Humbled, the Queen of Sheba journeys to visit Solomon. Before she gets there, Solomon has his jinns and magicians transport the queen's throne to Jerusalem. When the queen arrives and sees her throne, she's convinced that Solomon is a prophet and converts to Islam. She also mistakes the shiny throne room floor for water and shamefully lifts up her skirts to avoid getting wet, exposing her hairy legs.
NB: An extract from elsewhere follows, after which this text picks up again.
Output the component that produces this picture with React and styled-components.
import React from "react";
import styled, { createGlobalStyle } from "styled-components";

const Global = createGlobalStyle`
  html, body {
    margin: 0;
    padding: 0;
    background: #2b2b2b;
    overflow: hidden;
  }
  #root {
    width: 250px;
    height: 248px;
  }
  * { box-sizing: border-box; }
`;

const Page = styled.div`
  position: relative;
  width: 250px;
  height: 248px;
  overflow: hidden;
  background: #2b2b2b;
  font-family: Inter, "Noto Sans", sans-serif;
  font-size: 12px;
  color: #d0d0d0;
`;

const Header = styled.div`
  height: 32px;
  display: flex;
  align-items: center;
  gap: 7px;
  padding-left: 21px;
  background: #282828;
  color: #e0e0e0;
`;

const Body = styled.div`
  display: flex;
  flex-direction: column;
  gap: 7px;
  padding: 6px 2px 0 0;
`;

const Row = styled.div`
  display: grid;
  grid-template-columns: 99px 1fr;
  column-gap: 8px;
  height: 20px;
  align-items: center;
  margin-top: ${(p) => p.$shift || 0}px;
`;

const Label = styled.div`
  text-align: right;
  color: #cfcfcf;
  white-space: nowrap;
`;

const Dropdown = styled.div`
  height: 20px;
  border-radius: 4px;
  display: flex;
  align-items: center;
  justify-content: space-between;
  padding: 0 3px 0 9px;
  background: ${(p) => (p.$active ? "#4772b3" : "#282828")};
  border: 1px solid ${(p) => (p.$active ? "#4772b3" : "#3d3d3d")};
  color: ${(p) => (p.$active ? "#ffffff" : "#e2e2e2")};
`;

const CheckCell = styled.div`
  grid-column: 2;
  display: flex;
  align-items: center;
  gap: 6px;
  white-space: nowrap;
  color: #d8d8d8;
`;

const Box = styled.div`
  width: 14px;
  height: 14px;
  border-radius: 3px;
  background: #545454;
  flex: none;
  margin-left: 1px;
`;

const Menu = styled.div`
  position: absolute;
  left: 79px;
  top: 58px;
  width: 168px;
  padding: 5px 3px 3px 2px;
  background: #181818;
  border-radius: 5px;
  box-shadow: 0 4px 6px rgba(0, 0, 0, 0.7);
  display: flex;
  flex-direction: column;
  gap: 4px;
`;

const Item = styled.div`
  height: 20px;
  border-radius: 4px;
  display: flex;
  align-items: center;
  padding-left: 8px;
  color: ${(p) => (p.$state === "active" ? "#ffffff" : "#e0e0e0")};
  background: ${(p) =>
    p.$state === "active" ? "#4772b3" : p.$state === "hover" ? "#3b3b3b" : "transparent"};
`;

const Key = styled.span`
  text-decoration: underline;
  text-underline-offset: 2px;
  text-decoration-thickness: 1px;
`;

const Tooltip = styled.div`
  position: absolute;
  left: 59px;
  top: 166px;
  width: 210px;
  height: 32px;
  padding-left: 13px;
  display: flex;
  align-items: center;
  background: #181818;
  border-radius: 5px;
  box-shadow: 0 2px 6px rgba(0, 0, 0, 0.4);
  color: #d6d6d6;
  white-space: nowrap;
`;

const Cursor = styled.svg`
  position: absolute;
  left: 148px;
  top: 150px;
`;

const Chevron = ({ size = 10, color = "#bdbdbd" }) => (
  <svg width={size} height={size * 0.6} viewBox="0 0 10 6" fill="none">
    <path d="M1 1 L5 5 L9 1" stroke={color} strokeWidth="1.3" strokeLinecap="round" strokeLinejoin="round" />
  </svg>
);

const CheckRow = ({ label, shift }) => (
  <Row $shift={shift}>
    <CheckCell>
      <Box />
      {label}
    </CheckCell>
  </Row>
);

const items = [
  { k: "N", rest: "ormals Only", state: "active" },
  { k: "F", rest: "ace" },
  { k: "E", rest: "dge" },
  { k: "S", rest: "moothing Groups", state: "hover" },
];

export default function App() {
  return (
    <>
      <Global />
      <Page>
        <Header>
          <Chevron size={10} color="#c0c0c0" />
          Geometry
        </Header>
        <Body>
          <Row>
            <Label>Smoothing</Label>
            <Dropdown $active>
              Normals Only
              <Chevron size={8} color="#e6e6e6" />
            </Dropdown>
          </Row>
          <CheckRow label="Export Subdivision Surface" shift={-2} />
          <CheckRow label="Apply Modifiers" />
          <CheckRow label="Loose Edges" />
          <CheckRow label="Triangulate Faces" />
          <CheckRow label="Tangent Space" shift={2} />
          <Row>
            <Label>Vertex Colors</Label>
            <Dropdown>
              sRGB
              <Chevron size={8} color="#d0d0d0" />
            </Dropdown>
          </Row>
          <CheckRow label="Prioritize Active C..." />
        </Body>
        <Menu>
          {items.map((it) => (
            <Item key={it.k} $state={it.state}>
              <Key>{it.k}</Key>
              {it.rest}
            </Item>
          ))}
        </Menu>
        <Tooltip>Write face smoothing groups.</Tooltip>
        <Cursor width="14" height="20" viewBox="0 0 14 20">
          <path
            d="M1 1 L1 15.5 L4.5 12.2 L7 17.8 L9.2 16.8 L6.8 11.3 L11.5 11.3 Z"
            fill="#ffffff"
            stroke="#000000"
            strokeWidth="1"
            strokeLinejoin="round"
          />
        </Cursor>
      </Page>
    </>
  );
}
In the ninth century C.E., the story of Sheba and Solomon was picked up again by Jewish rabbis in elaborate biblical commentaries known as "midrash" and "aggadah." In these later accounts, based on centuries of Jewish folklore, we learn that the Queen of Sheba presented Solomon with a series of riddles about women and gender, topics that a typical man wouldn't know much about. But when Solomon answered correctly, the queen was so impressed that she converted to Judaism.

But the most complete and colorful treatment of the Queen of Sheba comes from the 14th-century Ethiopian epic called the "Kebra Nagast." In this tale, the queen is named Makare and she's the ruler of Ethiopia. After visiting Solomon and converting to Judaism, the queen is tricked into sleeping with Solomon and she gives birth to their son, Menelik.
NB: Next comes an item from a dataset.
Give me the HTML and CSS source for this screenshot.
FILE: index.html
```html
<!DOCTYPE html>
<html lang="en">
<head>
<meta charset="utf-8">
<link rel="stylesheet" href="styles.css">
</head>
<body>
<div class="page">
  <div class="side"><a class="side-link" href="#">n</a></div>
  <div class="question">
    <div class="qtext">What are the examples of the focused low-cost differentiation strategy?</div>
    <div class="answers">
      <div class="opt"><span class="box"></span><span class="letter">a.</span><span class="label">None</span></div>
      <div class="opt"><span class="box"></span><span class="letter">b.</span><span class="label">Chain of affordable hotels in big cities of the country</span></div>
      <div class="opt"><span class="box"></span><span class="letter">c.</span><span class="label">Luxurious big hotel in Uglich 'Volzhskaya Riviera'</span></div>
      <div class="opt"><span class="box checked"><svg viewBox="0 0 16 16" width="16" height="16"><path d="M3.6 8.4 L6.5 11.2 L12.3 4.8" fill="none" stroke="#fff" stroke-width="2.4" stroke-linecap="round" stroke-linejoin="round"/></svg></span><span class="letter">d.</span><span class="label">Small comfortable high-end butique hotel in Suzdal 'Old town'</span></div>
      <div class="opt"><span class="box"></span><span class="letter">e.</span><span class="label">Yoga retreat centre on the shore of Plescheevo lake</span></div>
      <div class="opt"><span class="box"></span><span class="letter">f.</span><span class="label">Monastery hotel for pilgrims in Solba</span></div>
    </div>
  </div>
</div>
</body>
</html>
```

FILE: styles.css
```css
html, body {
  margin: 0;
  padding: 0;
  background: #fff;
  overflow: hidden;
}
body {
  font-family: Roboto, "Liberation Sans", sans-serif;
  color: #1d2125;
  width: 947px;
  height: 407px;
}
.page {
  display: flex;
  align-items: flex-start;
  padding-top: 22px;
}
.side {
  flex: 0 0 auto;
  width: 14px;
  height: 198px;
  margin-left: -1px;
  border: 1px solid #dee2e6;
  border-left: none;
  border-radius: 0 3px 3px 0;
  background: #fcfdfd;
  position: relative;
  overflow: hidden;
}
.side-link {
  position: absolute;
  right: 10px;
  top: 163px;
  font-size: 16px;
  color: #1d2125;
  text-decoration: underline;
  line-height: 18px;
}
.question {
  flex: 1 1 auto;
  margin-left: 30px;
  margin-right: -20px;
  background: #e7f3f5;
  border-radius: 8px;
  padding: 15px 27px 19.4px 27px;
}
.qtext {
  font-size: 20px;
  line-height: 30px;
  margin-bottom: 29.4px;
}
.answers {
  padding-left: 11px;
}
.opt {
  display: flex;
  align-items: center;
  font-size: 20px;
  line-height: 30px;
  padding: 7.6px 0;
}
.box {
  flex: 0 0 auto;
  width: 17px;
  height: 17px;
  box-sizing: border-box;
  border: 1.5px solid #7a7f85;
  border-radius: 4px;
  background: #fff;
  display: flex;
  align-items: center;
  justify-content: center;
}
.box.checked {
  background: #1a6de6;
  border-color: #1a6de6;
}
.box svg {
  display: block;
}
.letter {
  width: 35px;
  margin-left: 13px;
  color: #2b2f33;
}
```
When Menelik grows up, he goes back to Jerusalem to meet his famous father. By a twist of fate, Menelik ends up returning home to Ethiopia with the Ark of the Covenant, which was stolen by Jewish nobles from the Temple and stashed in Menelik's caravan without his knowledge. In a dream, Solomon is told about the theft, but God decrees that the Ark should remain in Ethiopia, where some believe it still resides.
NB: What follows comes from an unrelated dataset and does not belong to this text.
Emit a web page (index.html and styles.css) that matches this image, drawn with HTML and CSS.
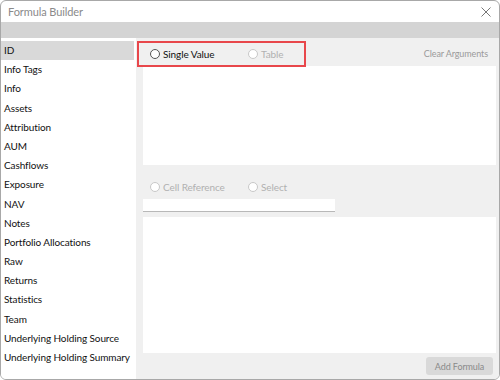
FILE: index.html
```html
<!DOCTYPE html>
<html lang="en">
<head>
    <meta charset="UTF-8">
    <title>Formula Builder</title>
    <link rel="stylesheet" href="styles.css">
</head>
<body>
    <div class="window">
        <div class="titlebar">
            <span class="title">Formula Builder</span>
            <svg class="close" width="10" height="10" viewBox="0 0 10 10">
                <path d="M0.5 0.5 L9.5 9.5 M9.5 0.5 L0.5 9.5" stroke="#777" stroke-width="1" fill="none"/>
            </svg>
        </div>
        <div class="toolbar"></div>
        <div class="main">
            <ul class="categories">
                <li class="selected">ID</li>
                <li>Info Tags</li>
                <li>Info</li>
                <li>Assets</li>
                <li>Attribution</li>
                <li>AUM</li>
                <li>Cashflows</li>
                <li>Exposure</li>
                <li>NAV</li>
                <li>Notes</li>
                <li>Portfolio Allocations</li>
                <li>Raw</li>
                <li>Returns</li>
                <li>Statistics</li>
                <li>Team</li>
                <li>Underlying Holding Source</li>
                <li>Underlying Holding Summary</li>
            </ul>
            <div class="editor">
                <div class="mode-row">
                    <div class="mode-group">
                        <label class="radio"><span class="dot"></span>Single Value</label>
                        <label class="radio disabled"><span class="dot"></span>Table</label>
                    </div>
                    <span class="clear">Clear Arguments</span>
                </div>
                <div class="arguments"></div>
                <div class="ref-row">
                    <label class="radio disabled"><span class="dot"></span>Cell Reference</label>
                    <label class="radio disabled"><span class="dot"></span>Select</label>
                </div>
                <div class="ref-input"></div>
                <div class="preview"></div>
                <div class="footer">
                    <button class="add">Add Formula</button>
                </div>
            </div>
        </div>
    </div>
</body>
</html>
```

FILE: styles.css
```css
body {
    margin: 0;
    font-family: Lato, "Noto Sans", sans-serif;
    font-size: 10px;
    letter-spacing: -0.1px;
    color: #111;
    background: #ffffff;
}
.window {
    width: 498px;
    height: 378px;
    border: 1px solid #a8a8a8;
    border-radius: 6px;
    overflow: hidden;
    display: flex;
    flex-direction: column;
    background: white;
}
.titlebar {
    height: 21px;
    display: flex;
    align-items: center;
    justify-content: space-between;
    padding: 0 8px 0 7px;
}
.title {
    color: #8a8a8a;
    font-size: 11px;
}
.toolbar {
    height: 16px;
    background: #d4d4d4;
}
.main {
    flex: 1;
    display: flex;
    min-height: 0;
}
.categories {
    list-style: none;
    margin: 0;
    padding: 3px 0 0;
    width: 135px;
    background: white;
}
.categories li {
    height: 19.2px;
    line-height: 19.4px;
    padding-left: 3px;
    margin: 0 2px 0 0;
    white-space: nowrap;
}
.categories li.selected {
    background: #d9d9d9;
}
.editor {
    flex: 1;
    background: #f0f0f0;
    display: flex;
    flex-direction: column;
    padding: 0 3px 0 7px;
}
.mode-row {
    height: 28px;
    padding-top: 3px;
    box-sizing: border-box;
    display: flex;
    align-items: flex-start;
    justify-content: space-between;
}
.mode-group {
    display: flex;
    align-items: center;
    box-sizing: border-box;
    margin-left: -6px;
    width: 169px;
    height: 26px;
    padding-left: 11px;
    border: 2px solid #e8474b;
    position: relative;
    z-index: 1;
}
.radio {
    display: flex;
    align-items: center;
    gap: 3px;
    white-space: nowrap;
}
.radio:first-child {
    width: 98px;
}
.radio .dot {
    width: 8px;
    height: 8px;
    border: 1px solid #555;
    border-radius: 50%;
    background: white;
}
.radio.disabled {
    color: #b0b0b0;
}
.radio.disabled .dot {
    border-color: #c8c8c8;
}
.clear {
    color: #9a9a9a;
    font-size: 9px;
    padding: 7px 8px 0 0;
}
.arguments {
    height: 99px;
    background: white;
}
.ref-row {
    height: 34px;
    display: flex;
    align-items: flex-end;
    padding: 0 0 6px 7px;
    box-sizing: border-box;
}
.ref-input {
    width: 192px;
    height: 12px;
    background: white;
    border-bottom: 1px solid #b8b8b8;
}
.preview {
    margin-top: 5px;
    height: 136px;
    background: white;
}
.footer {
    flex: 1;
    display: flex;
    justify-content: flex-end;
    align-items: center;
    padding-right: 3px;
}
.add {
    font-family: inherit;
    font-size: 9px;
    letter-spacing: -0.1px;
    color: #8a8a8a;
    background: #d9d9d9;
    border: none;
    border-radius: 3px;
    width: 67px;
    height: 18px;
    padding: 0;
}
```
Other legends and folktales depict the Queen of Sheba as only half human, either a demigod or a demon, says Coulter-Harris. In Classical Arabic folklore, Bilqis was the daughter of a human king and a jinn mother, giving her supernatural powers, and in Eritrean legends, her legs were more than just hairy.

"According to the Eritrean account, seven saints were killing a dragon and dragon blood fell on one of the queen's feet, transforming it into a donkey's foot," says Coulter-Harris. "In a lot of these stories, the Queen of Sheba has some kind of deformity of the leg or the feet."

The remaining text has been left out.